Of the funds set aside by executive order, $75 million will cover the cost of body cameras to be spread among police departments throughout the country, while the remainder is used to properly train police in the use of surplus paramilitary gear including assault weapons and armored vehicles, which departments have been purchasing with the help of the Department of Homeland Security since the wind down of the wars in Afghanistan and Iraq. (RELATED: Police Departments Are Losing Tons Of Military Grade Weaponry)
Some of those funds will also go toward police outreach programs designed to improve communication and relations between departments and their surrounding communities. The funding includes a matching provision for local and state departments.

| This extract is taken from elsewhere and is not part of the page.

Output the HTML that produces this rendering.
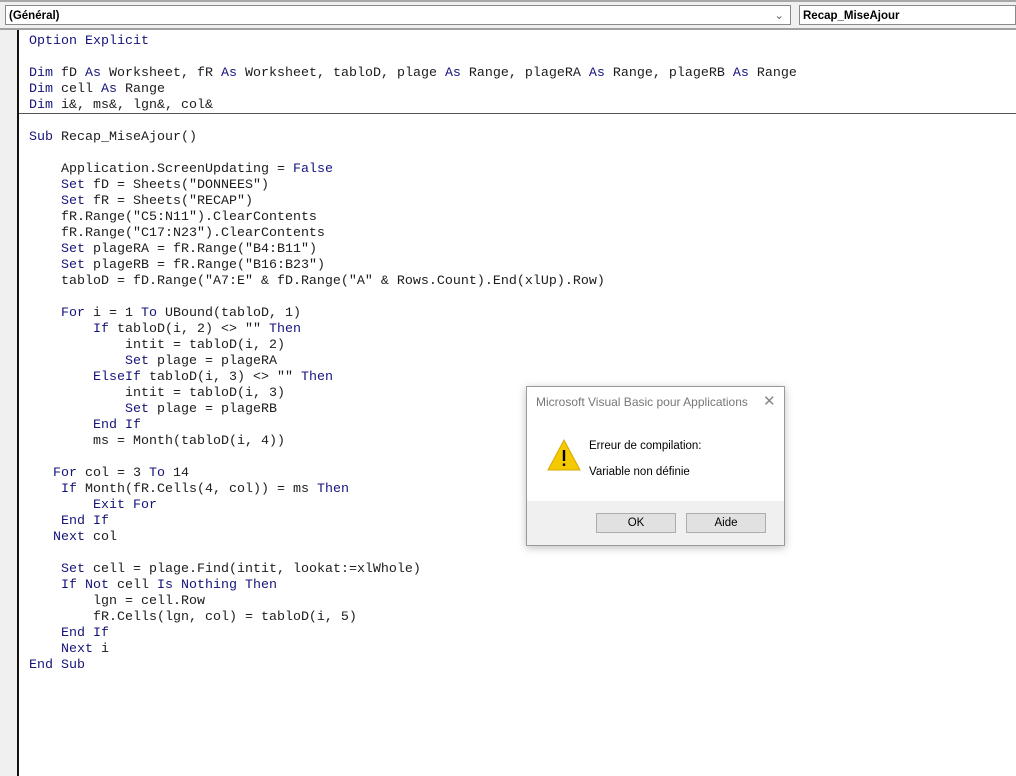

The call for cameras has increased significantly since the police shooting of unarmed 18-year-old Brown in Ferguson, Mo. in August. Ex-officer Darren Wilson, the shooter, was cleared of any wrongdoing by a grand jury in late November. The Department of Justice has yet to conclude its investigation into the shooting.
In response to the grand jury decision, the parents of Michael Brown issued a statement last week asking supporters to “join with us in our campaign to ensure that every police officer working the streets in this country wears a body camera.”
The White House’s funding is only one small step toward that goal according to The Verge, which reports more than 750,000 police officers currently employed throughout the U.S.